Pictures are to be left out. Copy exactly the lines from the one containing "Reproduce this screenshot with React, TypeScript" to the one containing "const tags = ['Curs', 'Online', 'Secció", both ends kept.

Supplied records ::
__________

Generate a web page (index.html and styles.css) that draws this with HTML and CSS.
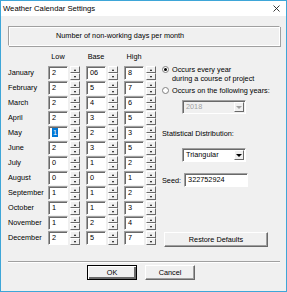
FILE: index.html
```html
<!DOCTYPE html>
<html lang="en">

<head>
  <meta charset="UTF-8">
  <title>Weather Calendar Settings</title>
  <link rel="stylesheet" href="styles.css">
</head>

<body>
  <div class="window">
    <div class="titlebar">
      <span class="title">Weather Calendar Settings</span>
      <svg class="close" width="7" height="7" viewBox="0 0 7 7">
        <path d="M0.5 0.5 L6.5 6.5 M6.5 0.5 L0.5 6.5" stroke="#222" stroke-width="0.9" fill="none" />
      </svg>
    </div>

    <div class="content">
      <div class="banner">Number of non-working days per month</div>

      <div class="main">
        <div class="days">
          <div></div>
          <div class="head">Low</div>
          <div class="head">Base</div>
          <div class="head">High</div>

          <div class="month">January</div>
          <div class="spin"><div class="field">2</div><div class="updown"><span class="up"></span><span class="down"></span></div></div>
          <div class="spin"><div class="field">06</div><div class="updown"><span class="up"></span><span class="down"></span></div></div>
          <div class="spin"><div class="field">8</div><div class="updown"><span class="up"></span><span class="down"></span></div></div>

          <div class="month">February</div>
          <div class="spin"><div class="field">2</div><div class="updown"><span class="up"></span><span class="down"></span></div></div>
          <div class="spin"><div class="field">5</div><div class="updown"><span class="up"></span><span class="down"></span></div></div>
          <div class="spin"><div class="field">7</div><div class="updown"><span class="up"></span><span class="down"></span></div></div>

          <div class="month">March</div>
          <div class="spin"><div class="field">2</div><div class="updown"><span class="up"></span><span class="down"></span></div></div>
          <div class="spin"><div class="field">4</div><div class="updown"><span class="up"></span><span class="down"></span></div></div>
          <div class="spin"><div class="field">6</div><div class="updown"><span class="up"></span><span class="down"></span></div></div>

          <div class="month">April</div>
          <div class="spin"><div class="field">2</div><div class="updown"><span class="up"></span><span class="down"></span></div></div>
          <div class="spin"><div class="field">3</div><div class="updown"><span class="up"></span><span class="down"></span></div></div>
          <div class="spin"><div class="field">5</div><div class="updown"><span class="up"></span><span class="down"></span></div></div>

          <div class="month">May</div>
          <div class="spin"><div class="field"><span class="selected">1</span></div><div class="updown"><span class="up"></span><span class="down"></span></div></div>
          <div class="spin"><div class="field">2</div><div class="updown"><span class="up"></span><span class="down"></span></div></div>
          <div class="spin"><div class="field">3</div><div class="updown"><span class="up"></span><span class="down"></span></div></div>

          <div class="month">June</div>
          <div class="spin"><div class="field">2</div><div class="updown"><span class="up"></span><span class="down"></span></div></div>
          <div class="spin"><div class="field">3</div><div class="updown"><span class="up"></span><span class="down"></span></div></div>
          <div class="spin"><div class="field">5</div><div class="updown"><span class="up"></span><span class="down"></span></div></div>

          <div class="month">July</div>
          <div class="spin"><div class="field">0</div><div class="updown"><span class="up"></span><span class="down"></span></div></div>
          <div class="spin"><div class="field">1</div><div class="updown"><span class="up"></span><span class="down"></span></div></div>
          <div class="spin"><div class="field">2</div><div class="updown"><span class="up"></span><span class="down"></span></div></div>

          <div class="month">August</div>
          <div class="spin"><div class="field">0</div><div class="updown"><span class="up"></span><span class="down"></span></div></div>
          <div class="spin"><div class="field">0</div><div class="updown"><span class="up"></span><span class="down"></span></div></div>
          <div class="spin"><div class="field">1</div><div class="updown"><span class="up"></span><span class="down"></span></div></div>

          <div class="month">September</div>
          <div class="spin"><div class="field">1</div><div class="updown"><span class="up"></span><span class="down"></span></div></div>
          <div class="spin"><div class="field">1</div><div class="updown"><span class="up"></span><span class="down"></span></div></div>
          <div class="spin"><div class="field">2</div><div class="updown"><span class="up"></span><span class="down"></span></div></div>

          <div class="month">October</div>
          <div class="spin"><div class="field">1</div><div class="updown"><span class="up"></span><span class="down"></span></div></div>
          <div class="spin"><div class="field">1</div><div class="updown"><span class="up"></span><span class="down"></span></div></div>
          <div class="spin"><div class="field">3</div><div class="updown"><span class="up"></span><span class="down"></span></div></div>

          <div class="month">November</div>
          <div class="spin"><div class="field">1</div><div class="updown"><span class="up"></span><span class="down"></span></div></div>
          <div class="spin"><div class="field">2</div><div class="updown"><span class="up"></span><span class="down"></span></div></div>
          <div class="spin"><div class="field">4</div><div class="updown"><span class="up"></span><span class="down"></span></div></div>

          <div class="month">December</div>
          <div class="spin"><div class="field">2</div><div class="updown"><span class="up"></span><span class="down"></span></div></div>
          <div class="spin"><div class="field">5</div><div class="updown"><span class="up"></span><span class="down"></span></div></div>
          <div class="spin"><div class="field">7</div><div class="updown"><span class="up"></span><span class="down"></span></div></div>
        </div>

        <div class="side">
          <div class="option">
            <span class="radio checked"></span>
            <span>Occurs every year<br>during a course of project</span>
          </div>
          <div class="option second">
            <span class="radio"></span>
            <span>Occurs on the following years:</span>
          </div>
          <div class="combo disabled">
            <span class="value">2018</span>
            <span class="drop"><span class="arrow"></span></span>
          </div>

          <div class="label-dist">Statistical Distribution:</div>
          <div class="combo">
            <span class="value">Triangular</span>
            <span class="drop"><span class="arrow"></span></span>
          </div>

          <div class="seed">
            <span>Seed:</span>
            <div class="field seed-field">322752924</div>
          </div>

          <button class="btn restore">Restore Defaults</button>
        </div>
      </div>

      <div class="sep"></div>

      <div class="actions">
        <button class="btn default">OK</button>
        <button class="btn">Cancel</button>
      </div>
    </div>
  </div>
</body>

</html>
```

FILE: styles.css
```css
* {
  box-sizing: border-box;
}

body {
  margin: 0;
  font-family: "Liberation Sans", Arial, sans-serif;
  font-size: 7.3px;
  color: #000;
}

.window {
  width: 287px;
  height: 292px;
  border: 1px solid #3ea6d8;
  background: #f0f0f0;
}

.titlebar {
  height: 15px;
  background: #fff;
  display: flex;
  align-items: center;
  justify-content: space-between;
  padding: 0 6px 0 2px;
  font-size: 7.7px;
}

.content {
  padding: 0 6px 0 7px;
}

.banner {
  margin: 10px 0 6px;
  height: 20px;
  line-height: 18px;
  padding-left: 47px;
  border: 1px solid #a0a0a0;
  border-right-color: #fff;
  border-bottom-color: #fff;
  box-shadow: inset 1px 1px 0 #fff, 1px 1px 0 #a0a0a0;
}

.main {
  display: flex;
  height: 195px;
}

.days {
  display: grid;
  grid-template-columns: 40px 38px 38px 32px;
  grid-template-rows: 13px repeat(12, 14px);
  row-gap: 1px;
  width: 148px;
}

.head {
  line-height: 10px;
  width: 20px;
  text-align: center;
}

.month {
  line-height: 14px;
  white-space: nowrap;
}

.spin {
  display: flex;
  gap: 2px;
}

.field {
  width: 20px;
  height: 14px;
  background: #fff;
  border: 1px solid #a0a0a0;
  border-right-color: #fff;
  border-bottom-color: #fff;
  box-shadow: inset 1px 1px 0 #696969;
  padding-left: 3px;
  line-height: 12px;
}

.selected {
  background: #0078d7;
  color: #fff;
  padding: 0 1px;
}

.updown {
  width: 10px;
  display: flex;
  flex-direction: column;
}

.up,
.down {
  flex: 1;
  display: flex;
  align-items: center;
  justify-content: center;
  background: #f0f0f0;
  border: 1px solid;
  border-color: #fff #696969 #696969 #fff;
}

.up::after,
.down::after {
  content: "";
  border-left: 1.5px solid transparent;
  border-right: 1.5px solid transparent;
}

.up::after {
  border-bottom: 2px solid #000;
}

.down::after {
  border-top: 2px solid #000;
}

.side {
  display: flex;
  flex-direction: column;
  align-items: flex-start;
  padding-top: 13px;
  margin-left: 6px;
  line-height: 9px;
}

.option {
  display: flex;
  gap: 3px;
}

.option.second {
  margin-top: 3px;
}

.radio {
  width: 7px;
  height: 7px;
  margin-top: 1px;
  border-radius: 50%;
  background: #fff;
  border: 1px solid #808080;
  display: flex;
  align-items: center;
  justify-content: center;
}

.radio.checked::after {
  content: "";
  width: 3px;
  height: 3px;
  border-radius: 50%;
  background: #000;
}

.combo {
  width: 64px;
  height: 14px;
  margin-left: 20px;
  display: flex;
  background: #fff;
  border: 1px solid #a0a0a0;
  border-right-color: #fff;
  border-bottom-color: #fff;
  box-shadow: inset 1px 1px 0 #696969;
  padding: 1px;
}

.combo .value {
  flex: 1;
  padding-left: 2px;
  line-height: 10px;
}

.combo .drop {
  width: 10px;
  display: flex;
  align-items: center;
  justify-content: center;
  border: 1px solid;
  border-color: #fff #696969 #696969 #fff;
  background: #f0f0f0;
}

.combo .arrow {
  border-left: 3px solid transparent;
  border-right: 3px solid transparent;
  border-top: 3px solid #000;
}

.combo.disabled {
  margin-top: 5px;
  background: #f0f0f0;
  color: #a0a0a0;
}

.combo.disabled .arrow {
  border-top-color: #a0a0a0;
}

.label-dist {
  margin-top: 15px;
}

.label-dist + .combo {
  margin-top: 10px;
}

.seed {
  display: flex;
  align-items: center;
  gap: 3px;
  margin-top: 11px;
}

.seed-field {
  width: 64px;
  line-height: 12px;
}

.btn {
  font-family: inherit;
  font-size: inherit;
  color: #000;
  height: 15px;
  padding: 0;
  background: #f0f0f0;
  border: 1px solid;
  border-color: #fff #696969 #696969 #fff;
  box-shadow: inset -1px -1px 0 #a0a0a0;
}

.restore {
  width: 104px;
  margin-top: auto;
  margin-left: 2px;
}

.sep {
  margin-top: 14px;
  border-top: 1px solid #a0a0a0;
  border-bottom: 1px solid #fff;
}

.actions {
  display: flex;
  gap: 8px;
  padding-left: 79px;
  margin-top: 2px;
}

.actions .btn {
  width: 50px;
}

.btn.default {
  outline: 1px solid #000;
  outline-offset: -1px;
  border-color: #000;
  box-shadow: inset 1px 1px 0 #fff, inset -2px -2px 0 #696969;
}
```
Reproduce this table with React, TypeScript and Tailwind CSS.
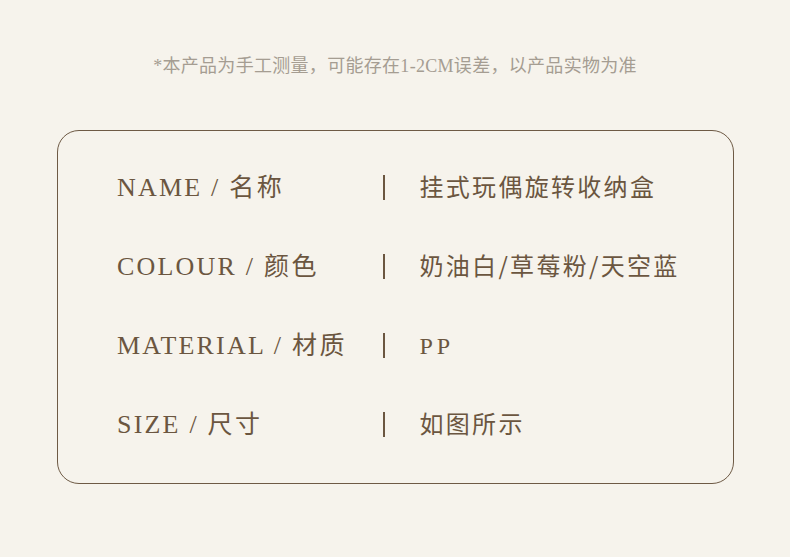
import React from 'react';

const rows = [
  { en: 'NAME', cn: '名称', value: '挂式玩偶旋转收纳盒' },
  { en: 'COLOUR', cn: '颜色', value: '奶油白/草莓粉/天空蓝' },
  { en: 'MATERIAL', cn: '材质', value: 'PP' },
  { en: 'SIZE', cn: '尺寸', value: '如图所示' },
];

const App: React.FC = () => {
  return (
    <div className="w-[790px] h-[557px] bg-[#f6f3ec] overflow-hidden font-['Liberation_Serif','Noto_Sans_CJK_SC',serif]">
      {/* note */}
      <div className="pt-[54px] h-[130px] text-center text-[18px] leading-[24px] tracking-[0.3px] text-[#a59d92]">
        *本产品为手工测量，可能存在1-2CM误差，以产品实物为准
      </div>

      {/* spec box */}
      <div className="mx-[57px] w-[677px] h-[354px] border border-[#6e5a45] rounded-[22px] pl-[59px] pt-[17px]">
        {rows.map((row) => (
          <div key={row.en} className="flex items-center h-[79px] text-[#6b5640]">
            <div className="w-[266px] text-[26px] tracking-[2.2px] whitespace-nowrap">
              {row.en} / <span className="text-[25px] tracking-[2.5px]">{row.cn}</span>
            </div>
            <div className="w-[1.5px] h-[25px] bg-[#6b5640]" />
            <div
              className={`pl-[35px] text-[24px] whitespace-nowrap ${
                row.value === 'PP'
                  ? 'tracking-[4px]'
                  : "tracking-[2.3px] leading-[32px] pb-[4px] font-['Noto_Sans_CJK_SC',sans-serif]"
              }`}
            >
              {row.value}
            </div>
          </div>
        ))}
      </div>
    </div>
  );
};

export default App;
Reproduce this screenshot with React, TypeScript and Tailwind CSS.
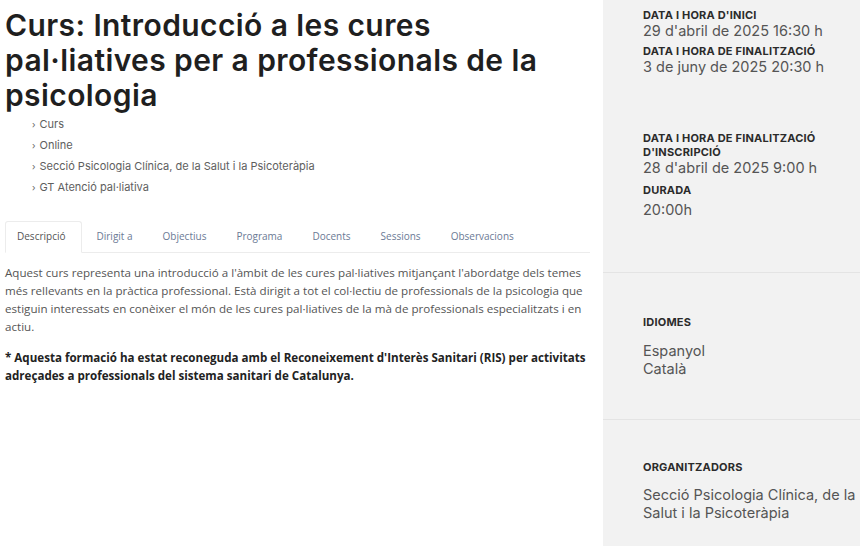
import React from 'react';

const tabs = ['Descripció', 'Dirigit a', 'Objectius', 'Programa', 'Docents', 'Sessions', 'Observacions'];
const tags = ['Curs', 'Online', 'Secció Psicologia Clínica, de la Salut i la Psicoteràpia', 'GT Atenció pal·liativa'];

function Label({ children }: { children: React.ReactNode }) {
  return <div className="text-[11px] font-bold uppercase leading-[14px] tracking-[0.2px] text-[#2b2b2b]">{children}</div>;
}

function Value({ children }: { children: React.ReactNode }) {
  return <div className="text-[14.5px] leading-[18px] text-[#555]">{children}</div>;
}

export default function App() {
  return (
    <div className="flex h-[546px] w-[860px] overflow-hidden bg-white font-['Inter',sans-serif]">
      <main className="w-[603px] shrink-0 pl-[5px] pr-[13px]">
        <h1 className="mt-[8px] text-[30px] font-semibold leading-[35px] tracking-[0.4px] text-[#1f1f1f]">
          Curs: Introducció a les cures
          <br />
          pal·liatives per a professionals de la
          <br />
          psicologia
        </h1>
        <ul className="mt-[4px] flex flex-col gap-[6px] pl-[27px] text-[11px] leading-[15px] text-[#5e5e5e]">
          {tags.map((t) => (
            <li key={t} className="flex gap-[4px]">
              <span className="text-[9px]">›</span>
              <span>{t}</span>
            </li>
          ))}
        </ul>
        <div className="mt-[26px] flex border-b border-[#ececec] text-[10px] font-['Open_Sans',sans-serif]">
          {tabs.map((t, i) => (
            <div
              key={t}
              className={
                i === 0
                  ? '-mb-px rounded-t-[3px] border border-b-white border-[#ececec] py-[7px] pl-[11px] pr-[15px] text-[#555]'
                  : 'border border-transparent px-[14px] py-[7px] text-[#6b7a95]'
              }
            >
              {t}
            </div>
          ))}
        </div>
        <div className="mt-[11px] font-['Open_Sans',sans-serif] text-[11.6px] leading-[18px] text-[#555]">
          <p className="pr-[2px]">
            Aquest curs representa una introducció a l'àmbit de les cures pal·liatives mitjançant l'abordatge dels temes més
            rellevants en la pràctica professional. Està dirigit a tot el col·lectiu de professionals de la psicologia que
            estiguin interessats en conèixer el món de les cures pal·liatives de la mà de professionals especialitzats i en
            actiu.
          </p>
          <p className="mt-[13px] font-bold text-[#222]">
            * Aquesta formació ha estat reconeguda amb el Reconeixement d'Interès Sanitari (RIS) per activitats adreçades a
            professionals del sistema sanitari de Catalunya.
          </p>
        </div>
      </main>
      <aside className="flex h-full w-[300px] shrink-0 flex-col bg-[#f2f2f2]">
        <div className="h-[272px] pl-[40px] pt-[8px]">
          <Label>Data i hora d'inici</Label>
          <Value>29 d'abril de 2025 16:30 h</Value>
          <div className="mt-[4px]">
            <Label>Data i hora de finalització</Label>
            <Value>3 de juny de 2025 20:30 h</Value>
          </div>
          <div className="mt-[55px]">
            <Label>
              Data i hora de finalització
              <br />
              d'inscripció
            </Label>
            <Value>28 d'abril de 2025 9:00 h</Value>
          </div>
          <div className="mt-[6px]">
            <Label>Durada</Label>
            <div className="mt-[4px]">
              <Value>20:00h</Value>
            </div>
          </div>
        </div>
        <div className="h-[147px] border-t border-[#e4e4e4] pl-[40px] pt-[42px]">
          <Label>Idiomes</Label>
          <div className="mt-[13px]">
            <Value>Espanyol</Value>
            <Value>Català</Value>
          </div>
        </div>
        <div className="flex-1 border-t border-[#e4e4e4] pl-[40px] pt-[40px]">
          <Label>Organitzadors</Label>
          <div className="mt-[12px]">
            <Value>
              Secció Psicologia Clínica, de la
              <br />
              Salut i la Psicoteràpia
            </Value>
          </div>
        </div>
      </aside>
    </div>
  );
}
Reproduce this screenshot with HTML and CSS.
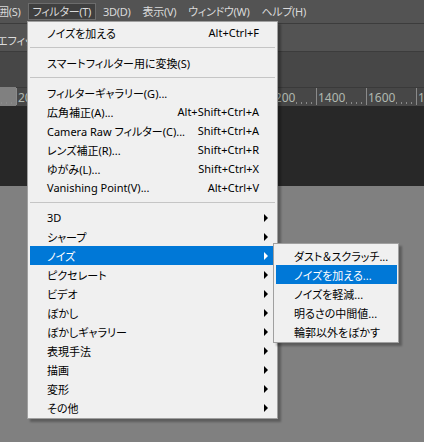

__________

Output below ::
Reproduce this screenshot with React, TypeScript and Tailwind CSS.
import React from 'react';

const tabs = ['Descripció', 'Dirigit a', 'Objectius', 'Programa', 'Docents', 'Sessions', 'Observacions'];
const tags = ['Curs', 'Online', 'Secció Psicologia Clínica, de la Salut i la Psicoteràpia', 'GT Atenció pal·liativa'];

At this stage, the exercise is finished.